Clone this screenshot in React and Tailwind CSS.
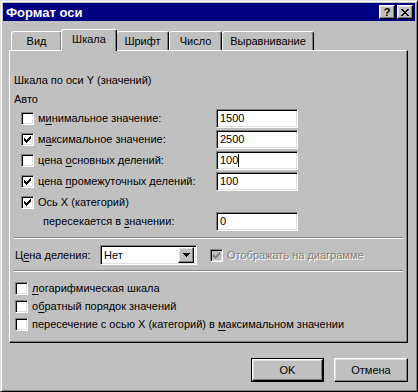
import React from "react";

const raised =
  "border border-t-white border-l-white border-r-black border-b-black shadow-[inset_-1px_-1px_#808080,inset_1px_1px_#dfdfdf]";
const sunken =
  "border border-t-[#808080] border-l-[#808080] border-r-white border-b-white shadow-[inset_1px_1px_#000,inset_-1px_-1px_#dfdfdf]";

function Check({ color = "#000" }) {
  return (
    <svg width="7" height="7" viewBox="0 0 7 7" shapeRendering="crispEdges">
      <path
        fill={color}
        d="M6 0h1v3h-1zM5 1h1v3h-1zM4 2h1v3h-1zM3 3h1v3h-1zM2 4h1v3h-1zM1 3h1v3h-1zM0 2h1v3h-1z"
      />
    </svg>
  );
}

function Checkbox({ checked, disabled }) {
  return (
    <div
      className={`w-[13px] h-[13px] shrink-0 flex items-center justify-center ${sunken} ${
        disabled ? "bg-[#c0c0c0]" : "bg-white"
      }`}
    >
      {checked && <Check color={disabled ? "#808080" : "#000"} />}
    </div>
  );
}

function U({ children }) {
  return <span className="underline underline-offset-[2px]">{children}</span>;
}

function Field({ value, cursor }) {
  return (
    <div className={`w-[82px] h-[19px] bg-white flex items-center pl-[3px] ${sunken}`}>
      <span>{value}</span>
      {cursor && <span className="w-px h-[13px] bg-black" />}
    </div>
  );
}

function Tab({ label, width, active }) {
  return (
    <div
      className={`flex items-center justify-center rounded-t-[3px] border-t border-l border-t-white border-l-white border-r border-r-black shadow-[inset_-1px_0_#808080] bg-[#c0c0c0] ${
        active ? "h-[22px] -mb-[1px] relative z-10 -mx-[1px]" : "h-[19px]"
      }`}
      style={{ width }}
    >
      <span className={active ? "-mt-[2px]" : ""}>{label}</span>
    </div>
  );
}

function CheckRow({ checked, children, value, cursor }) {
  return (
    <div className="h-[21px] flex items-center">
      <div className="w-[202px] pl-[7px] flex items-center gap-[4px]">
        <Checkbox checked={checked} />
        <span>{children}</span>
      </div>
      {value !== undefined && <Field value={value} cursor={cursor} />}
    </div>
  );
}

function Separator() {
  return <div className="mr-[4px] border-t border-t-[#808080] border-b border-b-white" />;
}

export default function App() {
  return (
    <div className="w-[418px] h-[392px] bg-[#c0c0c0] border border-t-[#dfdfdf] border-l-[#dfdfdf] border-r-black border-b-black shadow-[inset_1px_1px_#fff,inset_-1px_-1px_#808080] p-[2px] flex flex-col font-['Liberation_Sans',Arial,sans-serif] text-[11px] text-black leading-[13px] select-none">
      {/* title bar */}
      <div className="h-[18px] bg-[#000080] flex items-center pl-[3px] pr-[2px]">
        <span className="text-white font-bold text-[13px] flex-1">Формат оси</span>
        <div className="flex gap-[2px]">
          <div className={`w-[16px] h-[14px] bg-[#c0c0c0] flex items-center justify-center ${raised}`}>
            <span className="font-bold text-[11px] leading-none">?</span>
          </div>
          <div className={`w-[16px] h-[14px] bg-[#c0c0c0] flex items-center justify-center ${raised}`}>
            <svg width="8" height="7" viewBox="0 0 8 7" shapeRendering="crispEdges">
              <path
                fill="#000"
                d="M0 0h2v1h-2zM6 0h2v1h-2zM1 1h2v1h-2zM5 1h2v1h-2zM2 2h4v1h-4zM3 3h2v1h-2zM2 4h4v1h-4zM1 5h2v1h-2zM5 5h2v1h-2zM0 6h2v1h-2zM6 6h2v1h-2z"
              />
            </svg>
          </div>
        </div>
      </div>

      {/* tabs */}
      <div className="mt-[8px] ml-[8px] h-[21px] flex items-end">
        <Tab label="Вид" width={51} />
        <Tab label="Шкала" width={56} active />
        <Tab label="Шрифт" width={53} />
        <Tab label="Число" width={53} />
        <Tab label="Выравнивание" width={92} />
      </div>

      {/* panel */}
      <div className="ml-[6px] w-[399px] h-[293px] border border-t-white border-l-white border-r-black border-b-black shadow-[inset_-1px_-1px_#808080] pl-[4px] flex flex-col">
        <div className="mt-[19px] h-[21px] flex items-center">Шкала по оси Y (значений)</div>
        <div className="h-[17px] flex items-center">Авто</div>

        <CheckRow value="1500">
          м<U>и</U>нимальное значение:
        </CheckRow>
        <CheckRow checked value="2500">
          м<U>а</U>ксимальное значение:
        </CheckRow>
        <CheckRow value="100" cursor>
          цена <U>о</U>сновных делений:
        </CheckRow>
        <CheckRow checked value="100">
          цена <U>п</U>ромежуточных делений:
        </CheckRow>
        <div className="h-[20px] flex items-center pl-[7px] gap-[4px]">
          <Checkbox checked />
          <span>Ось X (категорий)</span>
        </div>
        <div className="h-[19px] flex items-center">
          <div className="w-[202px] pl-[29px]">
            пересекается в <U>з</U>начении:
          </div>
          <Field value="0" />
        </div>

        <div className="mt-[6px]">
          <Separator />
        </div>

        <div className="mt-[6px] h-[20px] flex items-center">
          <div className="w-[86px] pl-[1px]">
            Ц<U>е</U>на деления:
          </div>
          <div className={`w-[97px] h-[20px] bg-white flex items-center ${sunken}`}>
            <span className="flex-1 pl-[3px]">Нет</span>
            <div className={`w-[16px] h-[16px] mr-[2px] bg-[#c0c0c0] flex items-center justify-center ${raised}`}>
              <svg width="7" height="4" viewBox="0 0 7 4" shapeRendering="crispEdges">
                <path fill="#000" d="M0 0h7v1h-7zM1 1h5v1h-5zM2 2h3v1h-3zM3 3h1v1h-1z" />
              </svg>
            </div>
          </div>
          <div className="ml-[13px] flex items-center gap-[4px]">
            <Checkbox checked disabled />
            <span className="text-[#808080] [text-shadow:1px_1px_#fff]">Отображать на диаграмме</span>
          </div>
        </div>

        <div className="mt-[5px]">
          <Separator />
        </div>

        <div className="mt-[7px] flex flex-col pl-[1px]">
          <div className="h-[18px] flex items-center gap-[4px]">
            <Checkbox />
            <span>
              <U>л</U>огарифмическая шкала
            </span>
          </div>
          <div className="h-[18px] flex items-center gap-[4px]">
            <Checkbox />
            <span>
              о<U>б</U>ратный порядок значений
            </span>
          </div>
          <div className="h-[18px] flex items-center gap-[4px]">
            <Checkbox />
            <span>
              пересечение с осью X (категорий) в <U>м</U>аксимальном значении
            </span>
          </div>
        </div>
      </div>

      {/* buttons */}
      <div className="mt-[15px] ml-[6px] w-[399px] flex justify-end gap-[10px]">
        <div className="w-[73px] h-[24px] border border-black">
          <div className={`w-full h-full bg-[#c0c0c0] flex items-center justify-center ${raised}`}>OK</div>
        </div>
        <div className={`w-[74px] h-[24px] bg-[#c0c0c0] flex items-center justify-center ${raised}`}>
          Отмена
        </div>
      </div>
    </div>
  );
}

________________________

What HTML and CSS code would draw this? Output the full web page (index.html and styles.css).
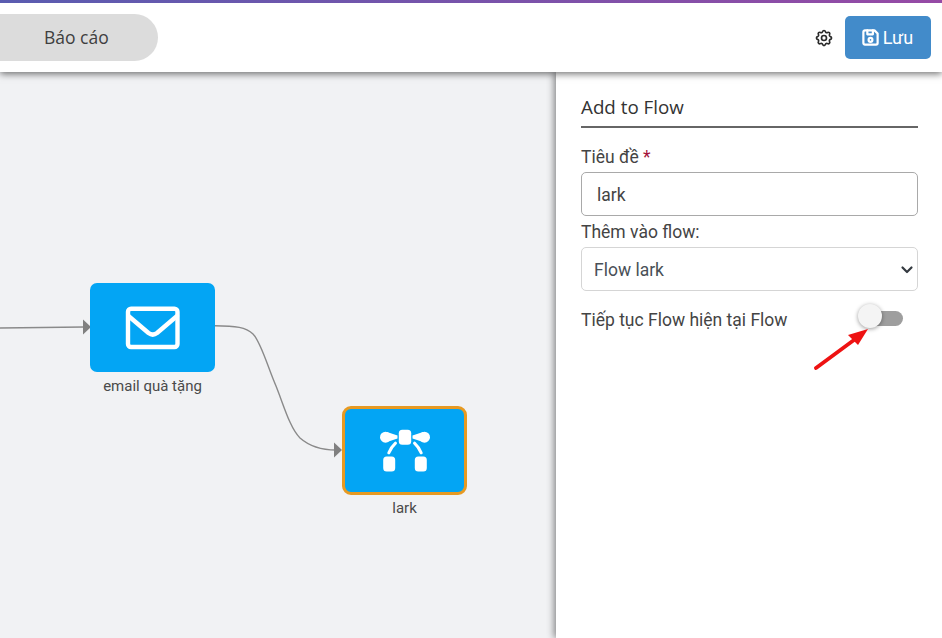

________________________

Write out again exactly the lines above from the one with "Clone this screenshot" through the one with "import React from", adding no other lines and no pictures.

Completed exercise:
Clone this screenshot in React and Tailwind CSS.
import React from "react";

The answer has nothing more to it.